La grande faiblesse du PPS

« Il est à noter que cette affaire ne concerne que la personne ayant fait ces déclarations et elle n’a aucun rapport avec le PPS, parti reconnu pour son rôle historique de militantisme et sa contribution constructive au processus politique et institutionnel national », conclut d’ailleurs le communiqué du Palais, qui en plus de l’éreinter, isole ainsi Benabdallah du parti fondé par Ali Yata sur des bases communistes avant de se fondre dans le jeu illisible des alliances de circonstance, jusqu’aux antipodes de son référentiel idéologique.


C’est d’ailleurs là où réside la plus grande faiblesse du PPS qui, au fil de son histoire, a accepté tant de renoncements au nom de la raison d’Etat ou pour servir de béquille à des gouvernements improbables. Son chef se retrouve aujourd’hui malmené par le Makhzen, par la voix de son Cabinet - dont la Constitution est pourtant silencieuse - , pour être sorti des clous, alors qu’il lui avait pourtant fait allégeance ventre à terre.

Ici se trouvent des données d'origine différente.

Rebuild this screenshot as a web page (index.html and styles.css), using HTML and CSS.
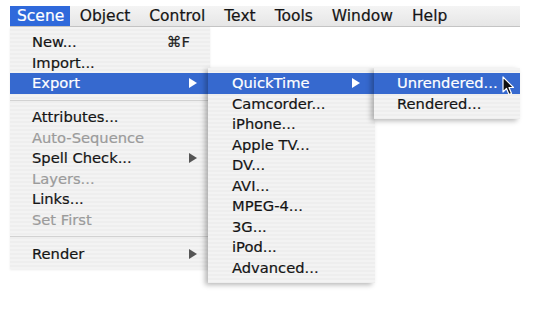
FILE: index.html
```html
<!DOCTYPE html>
<html lang="en">
<head>
    <meta charset="UTF-8">
    <meta name="viewport" content="width=device-width, initial-scale=1.0">
    <title>Scene menu</title>
    <link rel="stylesheet" href="styles.css">
</head>
<body>

<div class="menubar">
    <span class="mb-item active">Scene</span>
    <span class="mb-item">Object</span>
    <span class="mb-item">Control</span>
    <span class="mb-item">Text</span>
    <span class="mb-item">Tools</span>
    <span class="mb-item">Window</span>
    <span class="mb-item">Help</span>
</div>

<ul class="menu main">
    <li class="row">New...<span class="key">&#8984;F</span></li>
    <li class="row">Import...</li>
    <li class="row sel">Export<span class="arrow"></span>
        <ul class="menu sub1">
            <li class="row sel">QuickTime<span class="arrow"></span>
                <ul class="menu sub2">
                    <li class="row sel">Unrendered...
                        <svg class="cursor" width="13" height="20" viewBox="0 0 13 20">
                            <path d="M1 1 L1 16 L4.5 12.5 L7 18.5 L9.5 17.5 L7 11.5 L11.5 11.5 Z" fill="#111" stroke="#fff" stroke-width="1.2" stroke-linejoin="round"/>
                        </svg>
                    </li>
                    <li class="row">Rendered...</li>
                </ul>
            </li>
            <li class="row">Camcorder...</li>
            <li class="row">iPhone...</li>
            <li class="row">Apple TV...</li>
            <li class="row">DV...</li>
            <li class="row">AVI...</li>
            <li class="row">MPEG-4...</li>
            <li class="row">3G...</li>
            <li class="row">iPod...</li>
            <li class="row">Advanced...</li>
        </ul>
    </li>
    <li class="sep"></li>
    <li class="row">Attributes...</li>
    <li class="row off">Auto-Sequence</li>
    <li class="row">Spell Check...<span class="arrow"></span></li>
    <li class="row off">Layers...</li>
    <li class="row">Links...</li>
    <li class="row off">Set First</li>
    <li class="sep"></li>
    <li class="row">Render<span class="arrow"></span></li>
</ul>

</body>
</html>
```

FILE: styles.css
```css
html { height: 100%; }
body { margin: 0; padding: 6px 0 0 10px; min-height: 100%; box-sizing: border-box; background: #fff; color: #151515; font-family: "DejaVu Sans", sans-serif; font-size: 14.7px; -webkit-text-stroke: 0.2px; }

/* top bar */
.menubar { width: 510px; height: 20px; display: flex; font-size: 15.5px; background: linear-gradient(#f4f4f4, #e6e6e6); border-bottom: 1px solid #c4c4c4; }
.mb-item { padding: 0 9.5px; line-height: 20px; }
.mb-item.active { background: #2f69db; color: #fff; padding: 0 6px 0 7px; }

/* menus */
.menu { list-style: none; margin: 0; padding: 5px 0; background: repeating-linear-gradient(#f3f3f3 0, #f3f3f3 2px, #eeeeee 2px, #eeeeee 4px); }
.main { width: 200px; box-shadow: 0 1px 2px rgba(0,0,0,0.08); }
.row { position: relative; height: 20.5px; line-height: 20.5px; display: flex; justify-content: space-between; align-items: center; padding: 0 13px 0 22px; white-space: nowrap; }
.row.sel { background: #3669cf; color: #fff; }
.row.off { color: #9b9b9b; }
.sep { height: 13.5px; position: relative; }
.sep::after { content: ""; position: absolute; left: 0; right: 0; top: 6px; height: 1px; background: #d2d2d2; }
.key { color: #222; margin-right: 7px; }
.arrow { width: 0; height: 0; border-top: 5px solid transparent; border-bottom: 5px solid transparent; border-left: 8px solid #555; }
.sel > .arrow { border-left-color: #fff; }

.sub1 { position: absolute; left: 198px; top: -5px; width: 167px; color: #151515; box-shadow: -3px 2px 5px rgba(0,0,0,0.28); z-index: 2; }
.sub1 > .row { padding: 0 15px 0 24px; }
.sub2 { position: absolute; left: 166px; top: -5px; width: 146px; color: #151515; box-shadow: -3px 2px 5px rgba(0,0,0,0.28); z-index: 3; }
.sub2 > .row { padding-left: 23px; justify-content: flex-start; }
.cursor { position: absolute; left: 128px; top: 3px; }
```
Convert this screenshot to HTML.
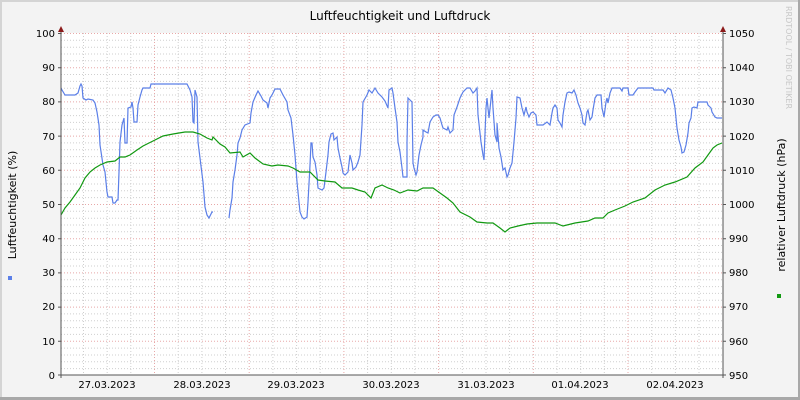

Marqué ainsi au fer rouge, Benabdallah est désormais face à un dilemme cornélien : courir le risque d’affronter le Palais la fleur au fusil, ou lever pavillon blanc et rendre son tablier. Sa mise au point normande après sa sortie dans Al Ayam ne présage pas d’une rébellion. Il joue donc tout son avenir politique, et le PJD pourrait se retrouver à la veille des élections avec un allié carbonisé.